III. Those ideas which the understanding forms absolutely express infinity; determinate ideas are derived from other ideas. Thus in the idea of quantity [extension], perceived by means of a cause, the quantity [extension] is determined, as when a body is perceived to be formed by the motion of a plane, a plane by the motion of a line, or, again, a line by the motion of a point. All these are perceptions which do not serve toward understanding quantity [extension], but only toward determining it. This is proved by the fact that we conceive them as formed as it were by motion, yet this motion is not perceived unless the quantity [extension] be perceived also; we can even prolong the motion so as to form an infinite line, which we certainly could not do unless we had an idea of infinite quantity [extension]....

    But even if it is not yet clear to us what Spinoza means here why are we concerned about answering the question "what is it that moves?" If we read the whole Ethics nothing regarding minds or bodies is based on anything other than the simple idea of motion and rest of simple bodies or bodies compounded of simple bodies. He also says that the idea which we have of motion and rest must be adequate (See E2: PROP. 37-39.) At the end of his little collection of lemmas (that is, auxiliary propositions used in the demonstration of another proposition) on bodies following Prop. 13 in Part 2 he writes:

========= E2: P13, LEMMA. 7, Note:
...If we further conceive a third kind of individuals composed of individuals of this second kind, we shall find that they may be affected in a still greater number of ways without changing their actuality. We may easily proceed thus to infinity, and conceive the whole of nature as one individual, whose parts, that is, all bodies, vary in infinite ways, without any change in the individual as a whole.

I should feel bound to explain and demonstrate this point at more length, if I were writing a special treatise on body. But I have already said that such is not my object, I have only touched on the question, because it enables me to prove easily that which I have in view.

    So he says that for the purpose he has in view, and remember he said in the preface that the purpose of this whole part is "...to lead us, as it were by the hand, to the knowledge of the human mind and its highest blessedness", we need have no other knowledge of bodies than that simple bodies involve motion and rest and may be compounded with other simple bodies. But to make it even more clear that knowledge of bodies need involve nothing more we might look at what he says a short time later about a possible mechanism of memory (which today may seem quite naive):

========= E2: PROP. 17, Corollary:
    The mind is able to regard as present external bodies, by which the human body has once been affected, even though they be no longer in existence or present.
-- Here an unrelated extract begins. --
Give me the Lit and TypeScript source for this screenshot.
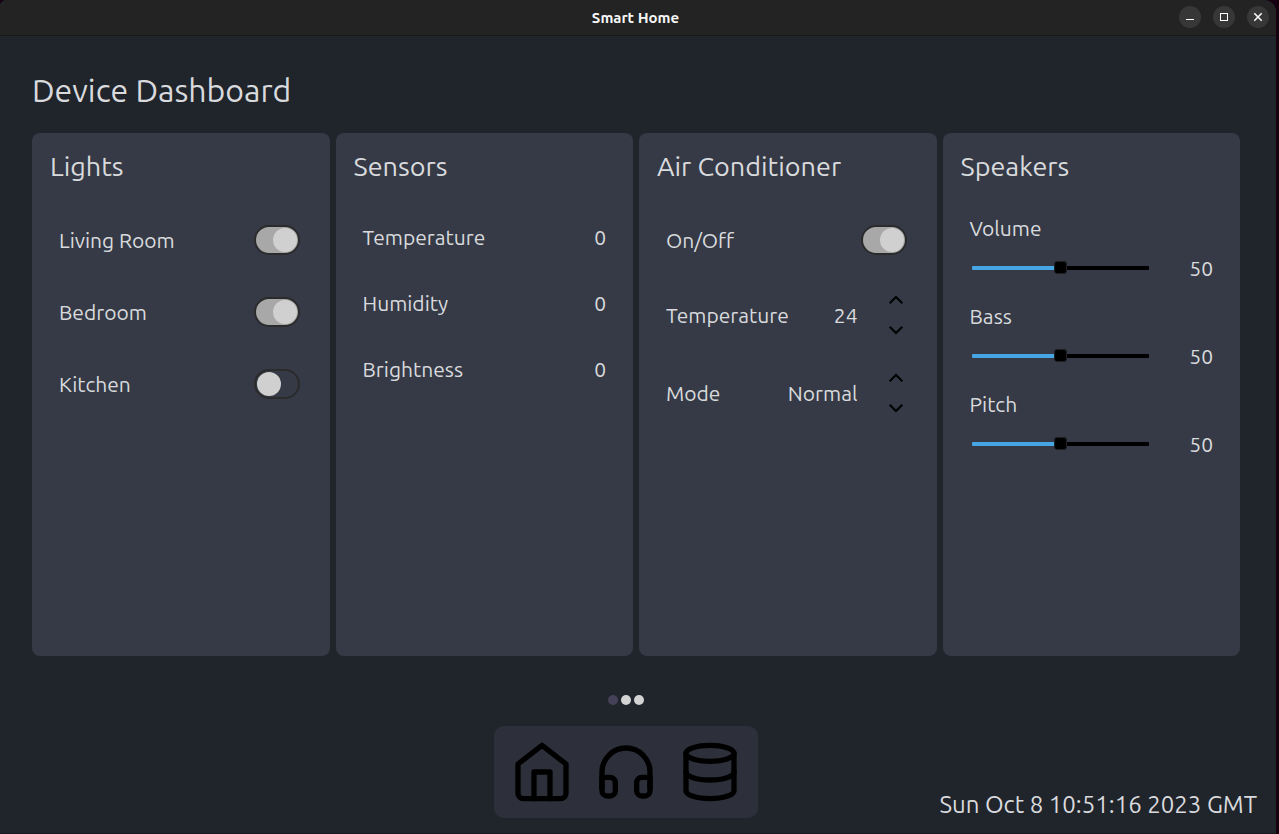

Proof: --When external bodies determine the fluid parts of the human body, so that they often impinge on the softer parts, they change the surface of the last named (E2POST5); hence (E2P13Ab2) they are refracted therefrom in a different manner from that which they followed before such change; and, further, when afterwards they impinge on the new surfaces....[etc.]

he then notes:

========= E2: PROP. 17 Corollary, Note:
--We thus see how it comes about, as is often the case, that we regard as present things which are not. It is possible that the same result may be brought about by other causes; but I think it suffices for me here to have indicated one possible explanation, just as well as if I had pointed out the true cause....

    So he says that he does not actually know how the human body works and specifically how memory works even though memory, from the viewpoint of the mind, plays a large part in what follows and he further says the actual physical mechanism does not matter for his purposes so does it matter if we know what the hypothetical bodies involved in his description might be?
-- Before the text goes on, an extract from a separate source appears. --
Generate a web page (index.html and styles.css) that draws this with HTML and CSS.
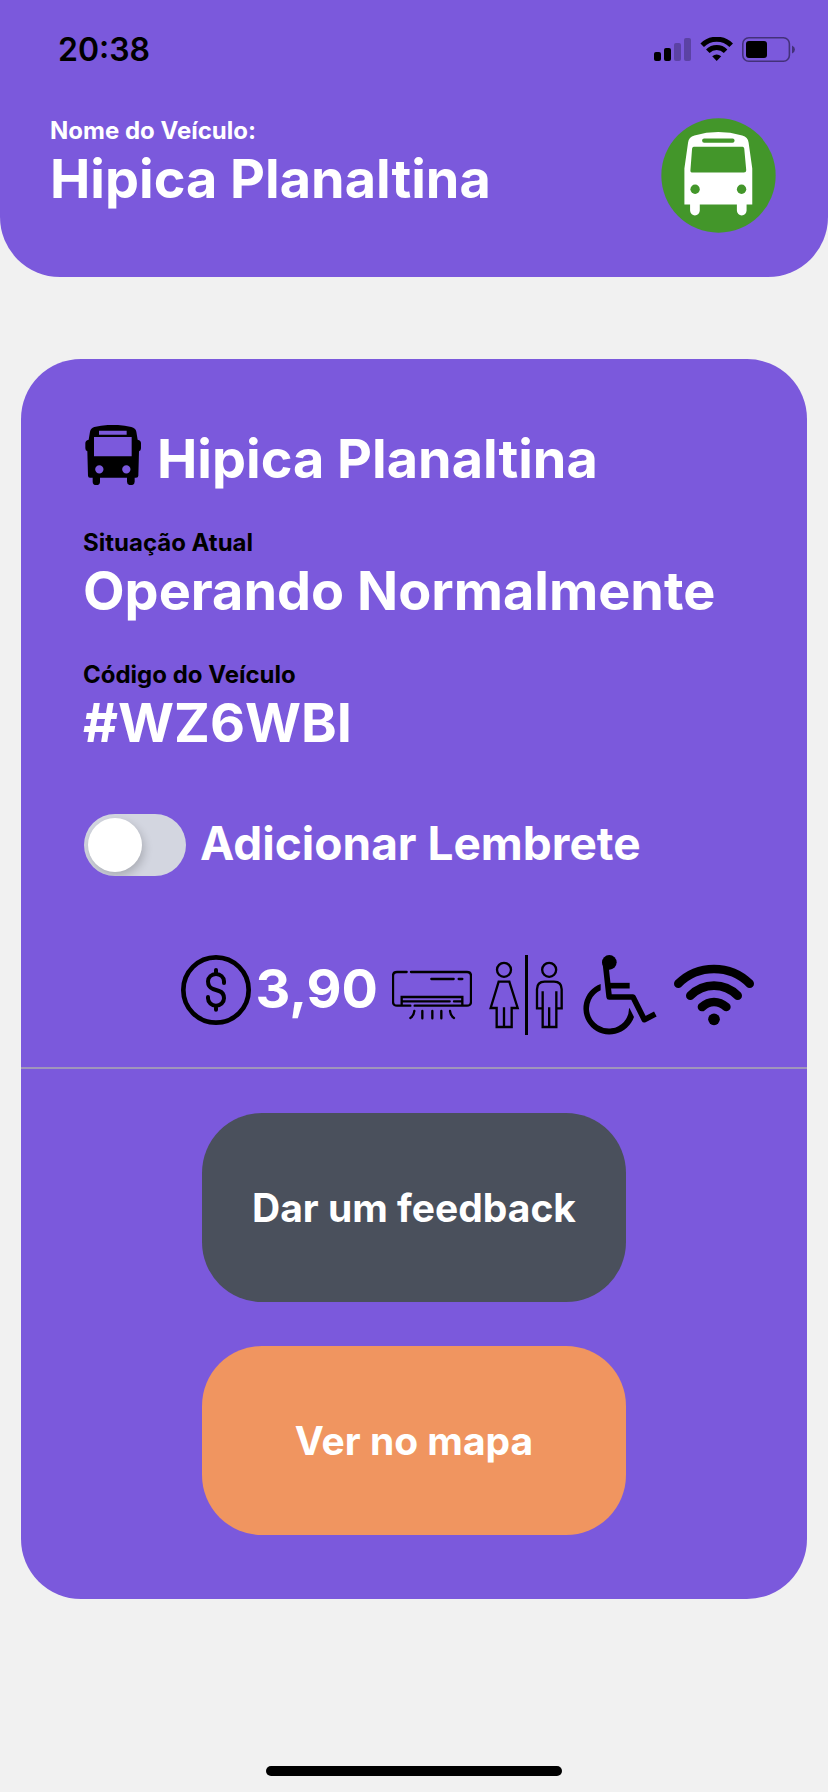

    I doubt the above will satisfy you so I'm going to continue this with something from my own Imagination, not from my Understanding. You are probably familiar with all of the things referred to below. [My descriptions of the various concepts are probably not quite accurate.] When I was younger I heard about atoms and how they would look like little solar systems if we could see them. In this model the electrons and protons and neutrons were little indivisible simple bodies and all these simple bodies, the atoms themselves, and all matter made by compounding them are in motion or rest within something which seemed very clear to me namely space and time. This space and time, I began to read and hear later, were perhaps really one and inseparable namely something called "space-time" and mass was said to cause this space-time to warp (or was it that mass is the warping of space-time?)

    Still later I heard or read the term "quark" and that parts of atoms and some of the myriad other "particles" that were believed to be fundamental really weren't so simple after all but were composed of something else. Quarks were believed to exist in three different types which, if I recall correctly, could not be separated from each other but did move within a small space relative to each other. More quarks were later hypothesized. Now I'm hearing that no, quarks are not fundamental, they and EVERYTHING else are made up of extremely tiny one dimensional "strings", either closed in a loop or open with two ends. Maybe, they say, these strings might even stretch out into thin membranes of great extent but the one thing that characterizes all strings is that they vibrate and hence resonate in different modes and the theory is that all things in the physical universe (that is what modern science refers to as the universe) which seem to be different --like quarks, electrons, photons, etc. --are really just, fundamentally, various vibrations of little "strings." It seems to me that if "strings", whatever THEY are only differ by their modes of vibration or resonances then even modern physics places motion and rest in a fundamental position.

    Anyway, the above area of physics seems to me like a Zen Koan. There is no correct "answer" to a koan but the effort to find an answer may lead to the discovery of something entirely different from anything our Imagination was urging us toward when we started. In all this searching, and despite all these ways of organizing and changing our theories about bodies, whatever bodies or motion and rest are, still, according to Spinoza, the Eternal part of the mind is not subject to the vicissitudes of life involving the motion and rest of the body. Helping us to attain direct knowledge of this Eternal part of our Mind is what Spinoza tells us he has written the Ethics for, not to explain the nature of the physical world or abstract physics involving measure, number, or time.


I welcome any thoughts on the above subject.